Direction - Copy out every line in which the string "TypeScript" occurs.

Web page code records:
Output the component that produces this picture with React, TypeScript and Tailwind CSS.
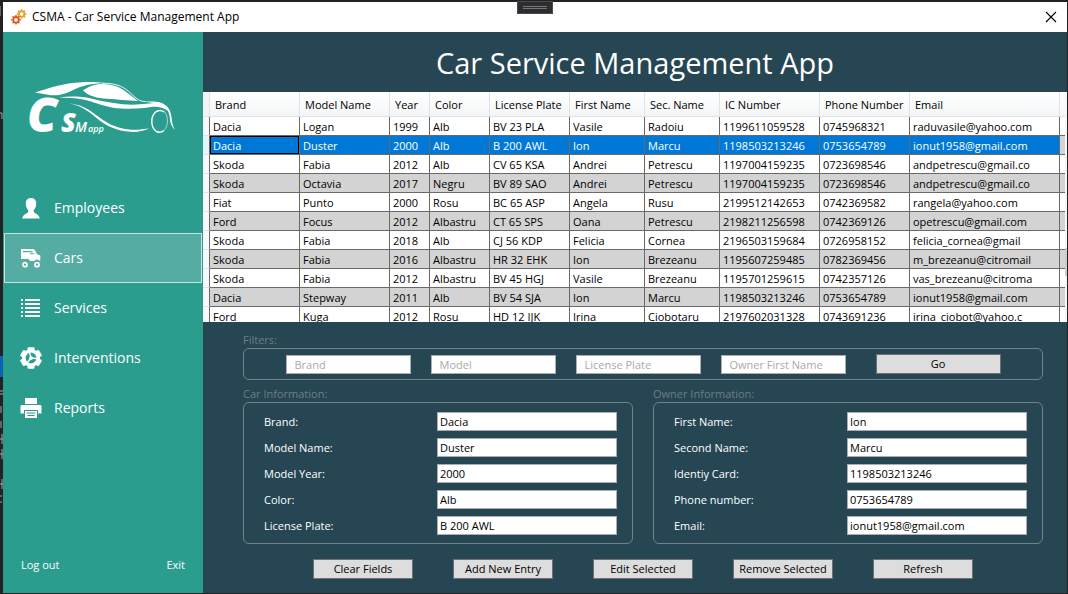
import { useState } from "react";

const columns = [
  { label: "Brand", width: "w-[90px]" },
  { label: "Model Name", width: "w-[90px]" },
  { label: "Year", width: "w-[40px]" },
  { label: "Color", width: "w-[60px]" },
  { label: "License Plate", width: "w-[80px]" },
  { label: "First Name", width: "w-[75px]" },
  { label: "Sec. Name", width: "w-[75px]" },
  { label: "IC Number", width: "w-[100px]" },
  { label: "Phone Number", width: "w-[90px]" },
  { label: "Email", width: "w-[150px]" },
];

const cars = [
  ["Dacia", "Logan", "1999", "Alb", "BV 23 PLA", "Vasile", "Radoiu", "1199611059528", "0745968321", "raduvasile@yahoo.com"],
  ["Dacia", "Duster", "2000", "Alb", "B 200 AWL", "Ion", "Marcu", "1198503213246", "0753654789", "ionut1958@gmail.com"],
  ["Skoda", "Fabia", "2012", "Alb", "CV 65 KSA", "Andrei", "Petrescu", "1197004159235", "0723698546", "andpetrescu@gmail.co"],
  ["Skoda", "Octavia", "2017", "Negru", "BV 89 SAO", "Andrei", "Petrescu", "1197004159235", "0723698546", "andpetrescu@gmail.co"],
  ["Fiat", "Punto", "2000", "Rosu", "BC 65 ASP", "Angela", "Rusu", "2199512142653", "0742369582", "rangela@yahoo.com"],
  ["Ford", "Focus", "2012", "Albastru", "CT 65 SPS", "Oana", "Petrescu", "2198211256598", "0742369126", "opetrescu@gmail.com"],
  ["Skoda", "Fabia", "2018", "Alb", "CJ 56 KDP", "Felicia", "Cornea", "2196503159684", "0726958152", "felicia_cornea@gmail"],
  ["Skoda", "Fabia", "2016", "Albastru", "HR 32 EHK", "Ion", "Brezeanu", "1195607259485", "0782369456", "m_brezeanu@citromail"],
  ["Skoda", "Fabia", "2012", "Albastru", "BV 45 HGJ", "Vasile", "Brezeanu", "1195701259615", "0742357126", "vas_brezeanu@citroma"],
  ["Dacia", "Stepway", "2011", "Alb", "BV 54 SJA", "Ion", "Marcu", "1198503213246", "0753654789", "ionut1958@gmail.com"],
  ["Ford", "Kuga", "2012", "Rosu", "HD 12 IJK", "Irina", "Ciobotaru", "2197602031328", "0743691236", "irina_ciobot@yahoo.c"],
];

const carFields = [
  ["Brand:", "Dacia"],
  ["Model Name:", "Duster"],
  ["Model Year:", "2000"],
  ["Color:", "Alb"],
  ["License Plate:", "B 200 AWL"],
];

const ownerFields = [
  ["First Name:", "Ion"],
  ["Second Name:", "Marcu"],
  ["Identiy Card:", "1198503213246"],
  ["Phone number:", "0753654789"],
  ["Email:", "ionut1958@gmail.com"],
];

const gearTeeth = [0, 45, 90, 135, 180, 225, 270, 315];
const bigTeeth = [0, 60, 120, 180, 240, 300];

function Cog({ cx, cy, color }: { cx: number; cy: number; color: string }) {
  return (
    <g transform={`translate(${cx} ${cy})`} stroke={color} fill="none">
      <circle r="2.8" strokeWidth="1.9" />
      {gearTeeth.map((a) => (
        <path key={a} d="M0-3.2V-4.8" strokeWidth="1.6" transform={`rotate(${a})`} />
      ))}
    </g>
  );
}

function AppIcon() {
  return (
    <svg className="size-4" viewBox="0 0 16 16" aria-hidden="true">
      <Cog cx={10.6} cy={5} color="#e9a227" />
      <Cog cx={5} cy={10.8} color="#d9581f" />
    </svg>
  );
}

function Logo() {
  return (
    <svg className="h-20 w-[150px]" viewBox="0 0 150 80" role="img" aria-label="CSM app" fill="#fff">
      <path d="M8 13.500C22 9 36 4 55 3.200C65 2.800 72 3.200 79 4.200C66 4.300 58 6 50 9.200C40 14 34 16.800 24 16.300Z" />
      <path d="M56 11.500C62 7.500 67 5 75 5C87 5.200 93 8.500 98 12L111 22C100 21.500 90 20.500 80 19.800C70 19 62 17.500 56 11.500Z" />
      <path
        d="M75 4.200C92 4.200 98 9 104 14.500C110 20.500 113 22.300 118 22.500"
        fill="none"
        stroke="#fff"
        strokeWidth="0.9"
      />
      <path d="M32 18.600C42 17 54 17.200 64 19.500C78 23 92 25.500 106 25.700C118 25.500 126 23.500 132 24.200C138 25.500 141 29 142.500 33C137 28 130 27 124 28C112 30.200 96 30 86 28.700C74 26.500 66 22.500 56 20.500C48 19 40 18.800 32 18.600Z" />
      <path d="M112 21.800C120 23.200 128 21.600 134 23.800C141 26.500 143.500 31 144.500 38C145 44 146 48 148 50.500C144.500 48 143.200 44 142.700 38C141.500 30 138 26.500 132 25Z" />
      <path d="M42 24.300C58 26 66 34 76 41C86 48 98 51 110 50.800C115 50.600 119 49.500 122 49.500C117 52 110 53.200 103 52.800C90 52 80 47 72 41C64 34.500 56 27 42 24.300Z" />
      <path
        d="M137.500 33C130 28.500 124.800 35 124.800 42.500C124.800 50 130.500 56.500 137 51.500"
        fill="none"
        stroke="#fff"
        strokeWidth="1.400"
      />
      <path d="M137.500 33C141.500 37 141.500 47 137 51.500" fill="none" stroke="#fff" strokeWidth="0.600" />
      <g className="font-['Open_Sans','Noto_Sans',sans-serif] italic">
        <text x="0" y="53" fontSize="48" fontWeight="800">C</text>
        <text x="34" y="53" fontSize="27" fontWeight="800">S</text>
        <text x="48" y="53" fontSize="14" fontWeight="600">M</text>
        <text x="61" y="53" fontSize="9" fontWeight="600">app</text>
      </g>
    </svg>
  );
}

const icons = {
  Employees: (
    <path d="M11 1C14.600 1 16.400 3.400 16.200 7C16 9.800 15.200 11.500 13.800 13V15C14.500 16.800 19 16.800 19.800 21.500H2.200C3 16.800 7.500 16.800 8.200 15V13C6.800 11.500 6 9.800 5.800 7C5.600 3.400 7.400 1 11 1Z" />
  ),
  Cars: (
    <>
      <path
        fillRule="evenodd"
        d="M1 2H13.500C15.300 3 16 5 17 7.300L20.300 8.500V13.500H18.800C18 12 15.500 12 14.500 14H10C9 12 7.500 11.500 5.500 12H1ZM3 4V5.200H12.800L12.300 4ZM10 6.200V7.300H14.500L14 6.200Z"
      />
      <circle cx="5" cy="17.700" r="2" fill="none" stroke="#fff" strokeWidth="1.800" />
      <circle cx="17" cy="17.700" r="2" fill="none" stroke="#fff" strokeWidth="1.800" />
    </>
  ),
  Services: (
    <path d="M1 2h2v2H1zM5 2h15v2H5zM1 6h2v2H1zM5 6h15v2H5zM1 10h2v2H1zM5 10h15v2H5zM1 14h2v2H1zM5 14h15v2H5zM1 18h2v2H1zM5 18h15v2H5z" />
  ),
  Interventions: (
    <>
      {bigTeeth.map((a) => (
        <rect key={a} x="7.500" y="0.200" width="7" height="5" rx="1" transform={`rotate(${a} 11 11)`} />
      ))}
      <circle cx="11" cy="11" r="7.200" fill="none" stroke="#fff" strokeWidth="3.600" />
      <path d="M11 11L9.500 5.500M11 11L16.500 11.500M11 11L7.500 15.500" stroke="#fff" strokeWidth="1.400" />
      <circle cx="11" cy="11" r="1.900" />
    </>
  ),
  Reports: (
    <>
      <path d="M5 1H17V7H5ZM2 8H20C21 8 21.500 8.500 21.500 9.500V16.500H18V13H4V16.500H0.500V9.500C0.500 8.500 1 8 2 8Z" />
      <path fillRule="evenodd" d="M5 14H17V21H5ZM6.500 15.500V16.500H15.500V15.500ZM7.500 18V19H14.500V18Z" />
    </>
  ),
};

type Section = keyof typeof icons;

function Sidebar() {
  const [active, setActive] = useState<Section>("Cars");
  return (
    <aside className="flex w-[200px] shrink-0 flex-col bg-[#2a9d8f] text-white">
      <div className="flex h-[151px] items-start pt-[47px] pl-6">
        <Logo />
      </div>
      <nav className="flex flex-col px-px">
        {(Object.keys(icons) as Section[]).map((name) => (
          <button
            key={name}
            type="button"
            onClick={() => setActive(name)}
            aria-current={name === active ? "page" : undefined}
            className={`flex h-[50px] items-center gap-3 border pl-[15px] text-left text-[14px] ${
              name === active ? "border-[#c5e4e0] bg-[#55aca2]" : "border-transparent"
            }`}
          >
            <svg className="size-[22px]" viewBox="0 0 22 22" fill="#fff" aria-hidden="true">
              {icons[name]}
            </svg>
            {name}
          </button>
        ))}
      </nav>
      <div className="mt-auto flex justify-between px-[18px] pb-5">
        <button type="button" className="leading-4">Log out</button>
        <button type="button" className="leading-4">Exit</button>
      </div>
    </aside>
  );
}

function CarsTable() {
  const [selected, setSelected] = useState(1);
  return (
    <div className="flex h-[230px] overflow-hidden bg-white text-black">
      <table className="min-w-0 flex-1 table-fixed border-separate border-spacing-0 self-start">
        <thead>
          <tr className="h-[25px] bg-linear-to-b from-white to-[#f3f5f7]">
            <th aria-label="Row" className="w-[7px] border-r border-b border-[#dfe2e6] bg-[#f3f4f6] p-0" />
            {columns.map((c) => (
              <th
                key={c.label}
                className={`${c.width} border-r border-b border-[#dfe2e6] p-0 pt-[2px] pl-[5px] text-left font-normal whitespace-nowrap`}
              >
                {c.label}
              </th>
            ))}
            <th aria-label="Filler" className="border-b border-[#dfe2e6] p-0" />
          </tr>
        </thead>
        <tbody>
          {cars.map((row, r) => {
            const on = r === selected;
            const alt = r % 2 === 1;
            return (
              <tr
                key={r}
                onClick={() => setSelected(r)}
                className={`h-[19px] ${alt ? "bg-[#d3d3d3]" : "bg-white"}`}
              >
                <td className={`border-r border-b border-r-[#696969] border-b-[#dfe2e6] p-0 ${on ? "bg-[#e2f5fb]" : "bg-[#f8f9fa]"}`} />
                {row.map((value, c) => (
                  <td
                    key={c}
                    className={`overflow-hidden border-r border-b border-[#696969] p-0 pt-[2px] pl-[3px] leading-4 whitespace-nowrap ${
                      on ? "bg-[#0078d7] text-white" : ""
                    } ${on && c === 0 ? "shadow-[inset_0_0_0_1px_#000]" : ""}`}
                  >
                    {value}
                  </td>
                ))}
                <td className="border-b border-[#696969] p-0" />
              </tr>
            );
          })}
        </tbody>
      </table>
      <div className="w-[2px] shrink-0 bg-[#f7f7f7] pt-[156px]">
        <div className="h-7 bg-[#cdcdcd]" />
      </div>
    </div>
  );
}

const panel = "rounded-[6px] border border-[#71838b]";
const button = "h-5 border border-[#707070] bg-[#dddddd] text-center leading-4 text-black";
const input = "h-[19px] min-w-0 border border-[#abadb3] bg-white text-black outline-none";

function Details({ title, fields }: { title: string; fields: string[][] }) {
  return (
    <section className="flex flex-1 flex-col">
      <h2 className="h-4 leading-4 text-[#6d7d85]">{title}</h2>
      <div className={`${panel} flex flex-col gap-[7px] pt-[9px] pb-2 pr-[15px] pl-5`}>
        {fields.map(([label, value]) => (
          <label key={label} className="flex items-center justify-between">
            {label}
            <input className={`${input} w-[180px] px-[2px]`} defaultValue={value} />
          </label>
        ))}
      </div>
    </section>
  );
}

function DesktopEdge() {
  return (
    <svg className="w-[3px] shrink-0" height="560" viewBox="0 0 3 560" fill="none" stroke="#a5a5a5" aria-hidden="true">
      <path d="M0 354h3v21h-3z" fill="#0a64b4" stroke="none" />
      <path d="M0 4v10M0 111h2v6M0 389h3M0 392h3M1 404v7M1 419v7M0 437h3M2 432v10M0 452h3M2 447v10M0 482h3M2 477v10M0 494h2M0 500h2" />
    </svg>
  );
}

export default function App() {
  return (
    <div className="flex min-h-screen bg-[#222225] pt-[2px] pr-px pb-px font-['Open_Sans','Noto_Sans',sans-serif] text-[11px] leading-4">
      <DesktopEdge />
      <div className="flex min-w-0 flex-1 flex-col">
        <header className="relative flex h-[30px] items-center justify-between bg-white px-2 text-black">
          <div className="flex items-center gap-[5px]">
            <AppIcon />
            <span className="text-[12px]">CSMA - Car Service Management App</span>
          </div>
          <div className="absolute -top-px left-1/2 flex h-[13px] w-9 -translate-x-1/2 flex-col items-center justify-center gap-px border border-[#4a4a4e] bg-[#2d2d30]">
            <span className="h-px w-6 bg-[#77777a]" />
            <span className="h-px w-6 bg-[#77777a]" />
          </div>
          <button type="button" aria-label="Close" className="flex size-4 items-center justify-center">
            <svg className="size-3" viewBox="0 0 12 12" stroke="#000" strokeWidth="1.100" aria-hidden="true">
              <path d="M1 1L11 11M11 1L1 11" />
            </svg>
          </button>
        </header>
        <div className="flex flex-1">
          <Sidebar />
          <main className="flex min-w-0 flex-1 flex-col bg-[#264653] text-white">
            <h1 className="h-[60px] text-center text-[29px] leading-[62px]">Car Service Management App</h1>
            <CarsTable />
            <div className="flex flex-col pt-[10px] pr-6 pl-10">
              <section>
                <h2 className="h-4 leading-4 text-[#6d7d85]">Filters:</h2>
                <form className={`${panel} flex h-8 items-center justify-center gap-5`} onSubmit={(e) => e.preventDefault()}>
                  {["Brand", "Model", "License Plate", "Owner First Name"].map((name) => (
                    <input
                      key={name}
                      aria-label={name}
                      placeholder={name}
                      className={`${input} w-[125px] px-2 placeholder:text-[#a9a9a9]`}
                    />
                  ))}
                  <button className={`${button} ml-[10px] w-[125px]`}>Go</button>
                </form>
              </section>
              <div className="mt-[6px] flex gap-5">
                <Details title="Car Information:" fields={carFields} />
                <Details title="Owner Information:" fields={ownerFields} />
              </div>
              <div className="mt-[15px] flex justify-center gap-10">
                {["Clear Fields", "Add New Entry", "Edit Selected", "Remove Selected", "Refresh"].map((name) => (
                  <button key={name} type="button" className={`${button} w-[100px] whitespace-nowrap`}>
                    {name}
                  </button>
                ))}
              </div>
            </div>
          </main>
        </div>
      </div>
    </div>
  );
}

...

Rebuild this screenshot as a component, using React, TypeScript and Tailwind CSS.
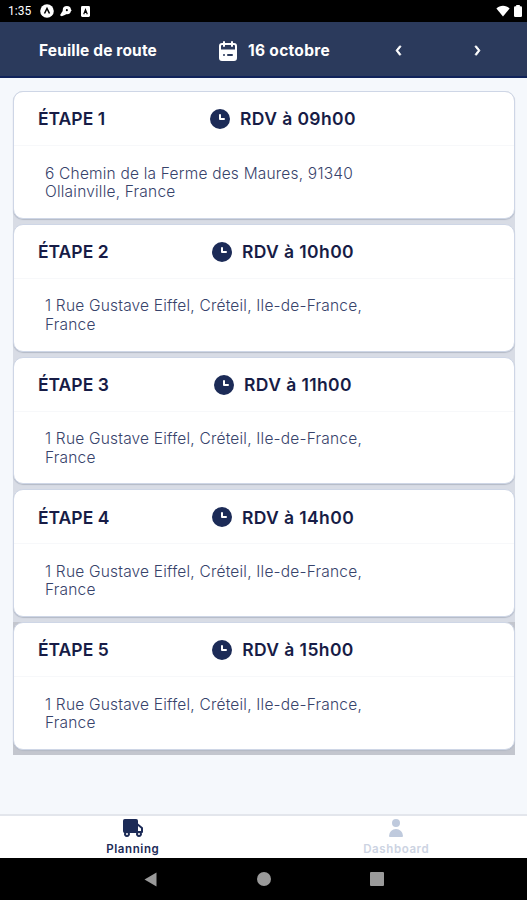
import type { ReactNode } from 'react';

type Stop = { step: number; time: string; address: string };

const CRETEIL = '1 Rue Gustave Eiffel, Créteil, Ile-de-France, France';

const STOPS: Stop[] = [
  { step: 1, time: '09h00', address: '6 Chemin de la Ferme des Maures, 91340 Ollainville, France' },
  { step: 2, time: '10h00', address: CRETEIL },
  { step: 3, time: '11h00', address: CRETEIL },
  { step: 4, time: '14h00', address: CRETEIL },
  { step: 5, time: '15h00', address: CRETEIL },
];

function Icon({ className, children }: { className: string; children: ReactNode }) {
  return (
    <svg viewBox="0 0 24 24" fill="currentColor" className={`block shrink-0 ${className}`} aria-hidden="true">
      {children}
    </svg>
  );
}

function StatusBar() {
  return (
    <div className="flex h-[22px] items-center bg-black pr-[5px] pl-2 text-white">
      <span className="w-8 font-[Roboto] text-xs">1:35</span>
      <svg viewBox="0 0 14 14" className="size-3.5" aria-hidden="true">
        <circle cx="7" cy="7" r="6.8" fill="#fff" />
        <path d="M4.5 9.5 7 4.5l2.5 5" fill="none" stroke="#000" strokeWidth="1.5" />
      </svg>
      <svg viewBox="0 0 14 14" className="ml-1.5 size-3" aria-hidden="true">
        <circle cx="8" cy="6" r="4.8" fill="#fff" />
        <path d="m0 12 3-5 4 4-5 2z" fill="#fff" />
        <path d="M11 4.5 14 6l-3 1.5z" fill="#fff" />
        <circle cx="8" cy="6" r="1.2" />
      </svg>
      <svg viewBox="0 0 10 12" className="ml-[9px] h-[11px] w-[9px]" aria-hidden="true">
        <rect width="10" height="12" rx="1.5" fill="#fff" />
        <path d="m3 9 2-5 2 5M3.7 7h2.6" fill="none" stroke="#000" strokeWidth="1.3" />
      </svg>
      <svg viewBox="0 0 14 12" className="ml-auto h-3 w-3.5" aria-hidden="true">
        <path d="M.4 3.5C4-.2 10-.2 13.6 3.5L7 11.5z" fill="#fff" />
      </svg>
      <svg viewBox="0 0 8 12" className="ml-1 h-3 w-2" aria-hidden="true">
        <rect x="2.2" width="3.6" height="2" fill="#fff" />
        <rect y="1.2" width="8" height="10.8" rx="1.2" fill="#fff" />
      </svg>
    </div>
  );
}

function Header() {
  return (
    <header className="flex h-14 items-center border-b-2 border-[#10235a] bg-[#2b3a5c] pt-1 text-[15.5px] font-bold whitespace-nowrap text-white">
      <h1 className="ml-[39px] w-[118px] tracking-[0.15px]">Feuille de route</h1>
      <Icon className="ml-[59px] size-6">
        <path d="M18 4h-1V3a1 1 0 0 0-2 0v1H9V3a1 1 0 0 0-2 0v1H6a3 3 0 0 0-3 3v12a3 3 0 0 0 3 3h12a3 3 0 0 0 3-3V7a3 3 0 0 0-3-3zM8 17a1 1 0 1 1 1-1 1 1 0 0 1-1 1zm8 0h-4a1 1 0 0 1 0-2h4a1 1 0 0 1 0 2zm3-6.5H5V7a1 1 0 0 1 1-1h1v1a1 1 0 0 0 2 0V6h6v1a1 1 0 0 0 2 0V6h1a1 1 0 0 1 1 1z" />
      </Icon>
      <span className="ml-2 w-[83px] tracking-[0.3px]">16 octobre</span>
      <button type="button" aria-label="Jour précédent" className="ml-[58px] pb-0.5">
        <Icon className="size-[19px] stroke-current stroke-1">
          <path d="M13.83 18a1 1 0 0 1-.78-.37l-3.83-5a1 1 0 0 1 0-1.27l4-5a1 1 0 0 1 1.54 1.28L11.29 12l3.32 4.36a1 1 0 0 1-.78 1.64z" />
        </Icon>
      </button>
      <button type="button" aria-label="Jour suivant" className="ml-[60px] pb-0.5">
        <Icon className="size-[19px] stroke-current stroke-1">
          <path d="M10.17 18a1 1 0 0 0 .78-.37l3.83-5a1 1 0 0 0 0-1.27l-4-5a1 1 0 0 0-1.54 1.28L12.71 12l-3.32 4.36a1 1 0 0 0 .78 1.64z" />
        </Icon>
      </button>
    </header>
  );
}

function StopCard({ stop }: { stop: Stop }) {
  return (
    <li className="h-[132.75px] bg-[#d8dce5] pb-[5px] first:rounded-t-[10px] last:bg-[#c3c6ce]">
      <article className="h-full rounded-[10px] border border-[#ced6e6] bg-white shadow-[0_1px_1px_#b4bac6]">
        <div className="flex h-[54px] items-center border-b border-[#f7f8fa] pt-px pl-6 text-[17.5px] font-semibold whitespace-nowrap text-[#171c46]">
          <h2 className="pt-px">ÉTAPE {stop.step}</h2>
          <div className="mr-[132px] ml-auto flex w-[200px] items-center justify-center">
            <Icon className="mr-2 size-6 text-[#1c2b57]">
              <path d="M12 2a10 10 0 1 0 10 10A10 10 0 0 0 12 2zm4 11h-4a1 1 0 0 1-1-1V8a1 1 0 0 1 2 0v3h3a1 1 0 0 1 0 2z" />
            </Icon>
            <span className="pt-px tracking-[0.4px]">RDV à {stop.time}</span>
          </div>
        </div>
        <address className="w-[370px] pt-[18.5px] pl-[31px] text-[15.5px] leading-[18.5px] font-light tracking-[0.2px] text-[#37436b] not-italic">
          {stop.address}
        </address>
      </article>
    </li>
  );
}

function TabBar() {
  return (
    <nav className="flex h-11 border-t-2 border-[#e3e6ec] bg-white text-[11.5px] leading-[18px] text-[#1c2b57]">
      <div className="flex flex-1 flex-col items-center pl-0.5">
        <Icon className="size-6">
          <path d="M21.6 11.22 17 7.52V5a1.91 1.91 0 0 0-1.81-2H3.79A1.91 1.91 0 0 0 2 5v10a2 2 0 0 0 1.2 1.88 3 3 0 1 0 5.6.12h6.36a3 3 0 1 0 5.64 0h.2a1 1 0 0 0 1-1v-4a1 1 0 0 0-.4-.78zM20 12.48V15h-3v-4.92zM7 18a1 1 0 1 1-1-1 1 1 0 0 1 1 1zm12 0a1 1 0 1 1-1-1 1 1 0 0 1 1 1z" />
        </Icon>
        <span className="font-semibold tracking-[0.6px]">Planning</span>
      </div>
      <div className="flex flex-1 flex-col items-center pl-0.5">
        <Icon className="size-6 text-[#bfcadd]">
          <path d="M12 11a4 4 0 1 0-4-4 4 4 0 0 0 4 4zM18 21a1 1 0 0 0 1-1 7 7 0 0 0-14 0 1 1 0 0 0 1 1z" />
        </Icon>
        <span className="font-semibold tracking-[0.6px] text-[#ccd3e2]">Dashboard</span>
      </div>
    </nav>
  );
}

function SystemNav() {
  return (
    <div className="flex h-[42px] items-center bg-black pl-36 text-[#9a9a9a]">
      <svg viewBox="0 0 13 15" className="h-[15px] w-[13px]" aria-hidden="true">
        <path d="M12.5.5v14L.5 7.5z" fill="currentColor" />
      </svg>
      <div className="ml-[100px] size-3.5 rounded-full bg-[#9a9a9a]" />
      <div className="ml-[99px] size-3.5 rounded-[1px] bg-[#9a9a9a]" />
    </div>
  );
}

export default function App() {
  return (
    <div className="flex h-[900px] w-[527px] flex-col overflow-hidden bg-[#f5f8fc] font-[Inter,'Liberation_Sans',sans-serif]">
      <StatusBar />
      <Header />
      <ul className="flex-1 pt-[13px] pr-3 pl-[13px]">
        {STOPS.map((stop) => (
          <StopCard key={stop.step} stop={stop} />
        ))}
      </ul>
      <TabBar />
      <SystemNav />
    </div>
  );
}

The output -
Output the component that produces this picture with React, TypeScript and Tailwind CSS.
Rebuild this screenshot as a component, using React, TypeScript and Tailwind CSS.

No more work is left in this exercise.